Yelp’s “Compliment” Feature

So you’re browsing around to figure out where to go to dinner tonight, and you see a Yelp review that you really like – thus you really want to contact the person who wrote it. Or, maybe there’s – ahem – an ulterior motive. With this feature, not only does Yelp give you a plethora of options for just what to compliment them about (Thank You, You’re Cool, Hot Stuff, etc.), they even present you with a canned message so you can go about doing so without having to come up with something clever.

This make it easy for you to interact with the other user, but it also reduces your upfront investment of Ego Capital – your “out-on-a-limb-ness.” They know they’re receiving a canned message – they’ve probably received a similar one before – so your ego isn’t at as much risk if they would rather not interact with you. Imagine if these canned messages didn’t exist, and you received word-for-word the same thing in the form of a private message – the interpretation of that message would be entirely different, and sending it would involve breaking through much thicker “ice.” Instead, you can break the thinner ice by giving a canned compliment to the other user. If they respond to you, then you can move forward to another interaction layer (messages you write yourself, meeting for coffee, helping them move, etc.).

j_date_click.jpg

JDate.com’s “Click” Feature

This is about as thin-ice as dating gets. Remember how people got together in grade school? “Do you like her?” “I like her if she likes me…” Oh, if only you could find out if she likes you before you show your cards and risk rejection. This is just like that.

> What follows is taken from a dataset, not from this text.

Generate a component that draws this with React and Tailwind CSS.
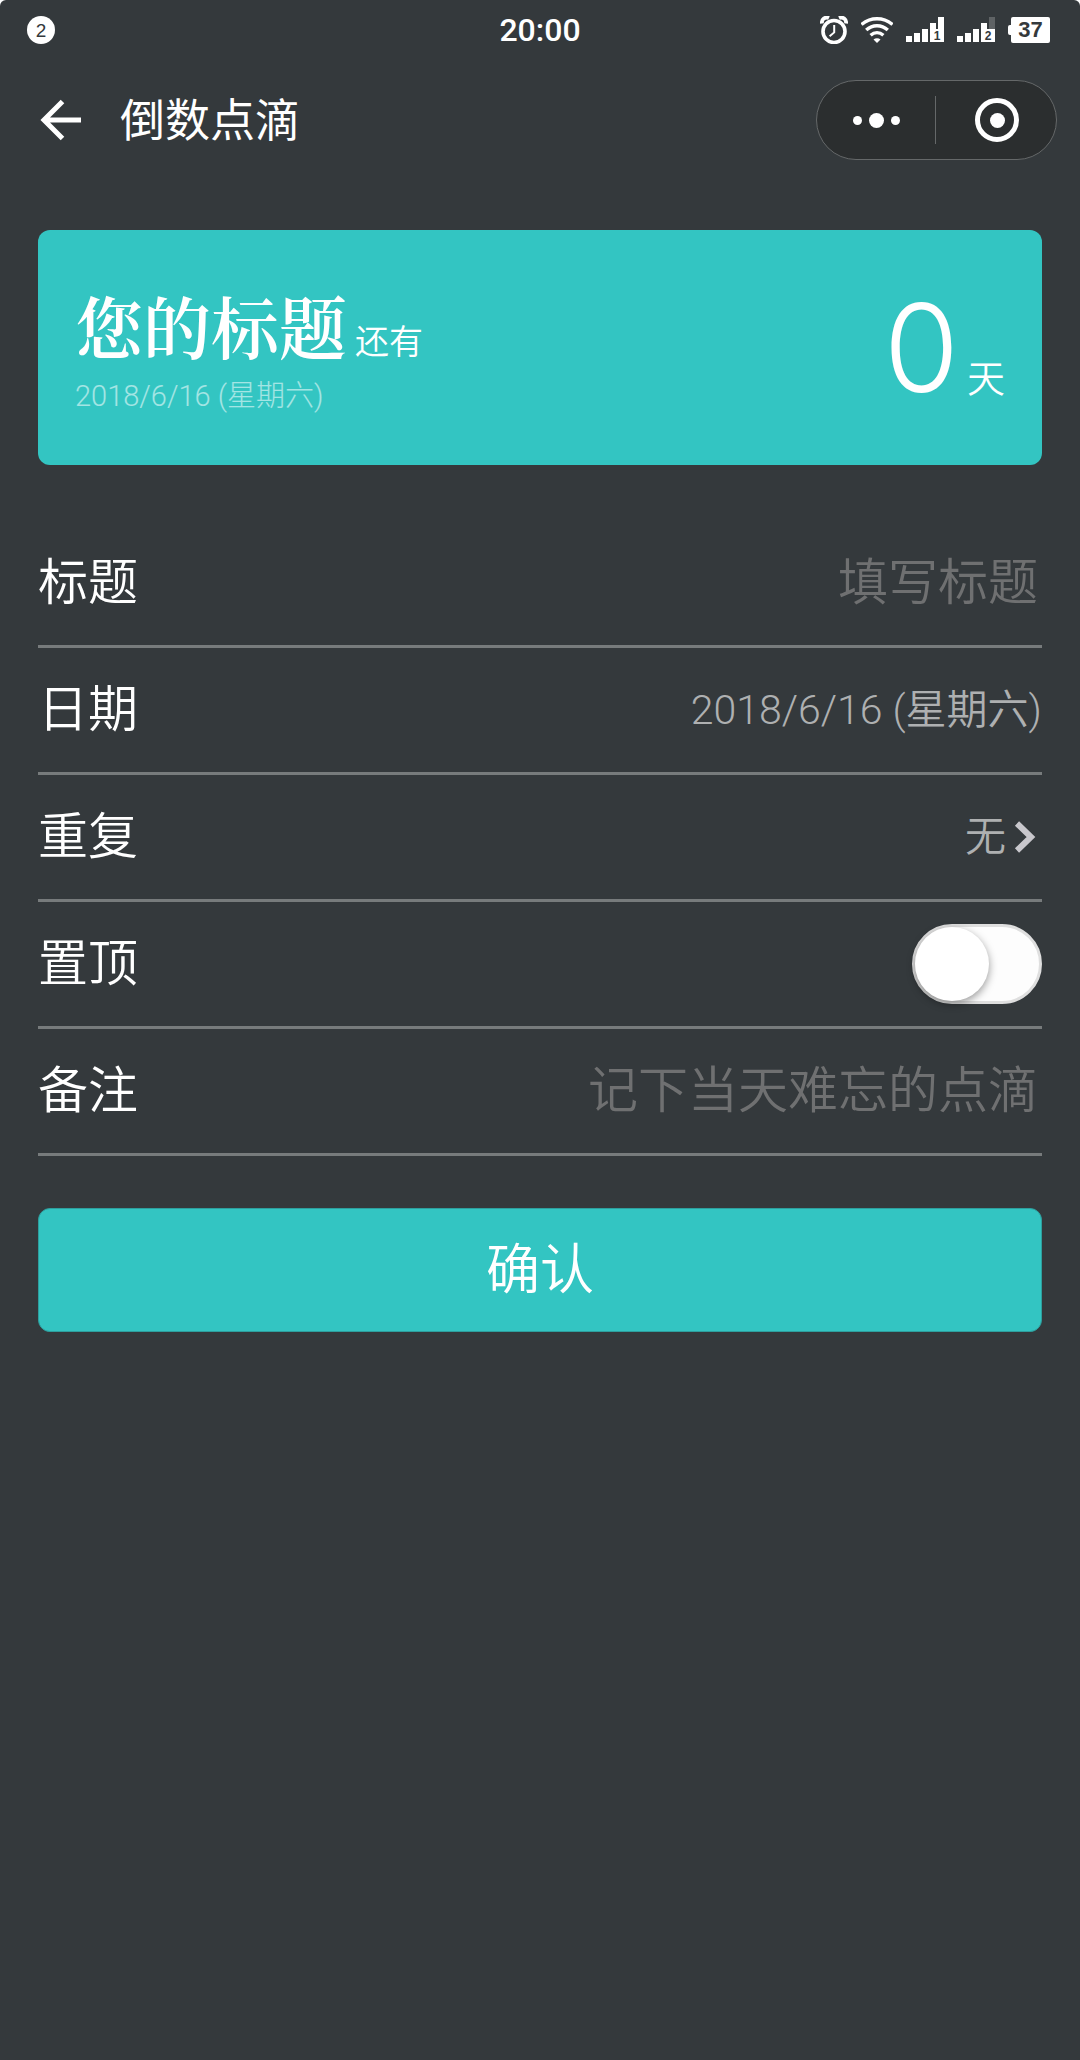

When you see someone who interests you, you click “yes,” “no,” or “maybe.” If you click “yes,” JDate will discreetly make sure that person sees your profile at some point. If they click “yes,” you both get a “click alert” e-mail. So, this feature finds out if both parties are interested, without either of them having to deal with that oh-so-dreaded rejection. If only they had this in grade school.

Here’s a couple other examples of thin-ice interaction on successful social media sites:

Facebook’s “poke” feature: Don’t want to send a message? Just poke. The ego of the user can hide behind the ambiguity in the intended purpose of this feature.

Match.com’s “wink” feature: Why spend an hour trying to craft a witty first message when you don’t know if that cutie will respond at all? Just wink to test the waters.

Analyzing this phenomenom makes these features sound like crutches for social degenerates, but really, getting your users to interact with one-another is key to creating a vibrant online community where real relationships are eventually formed.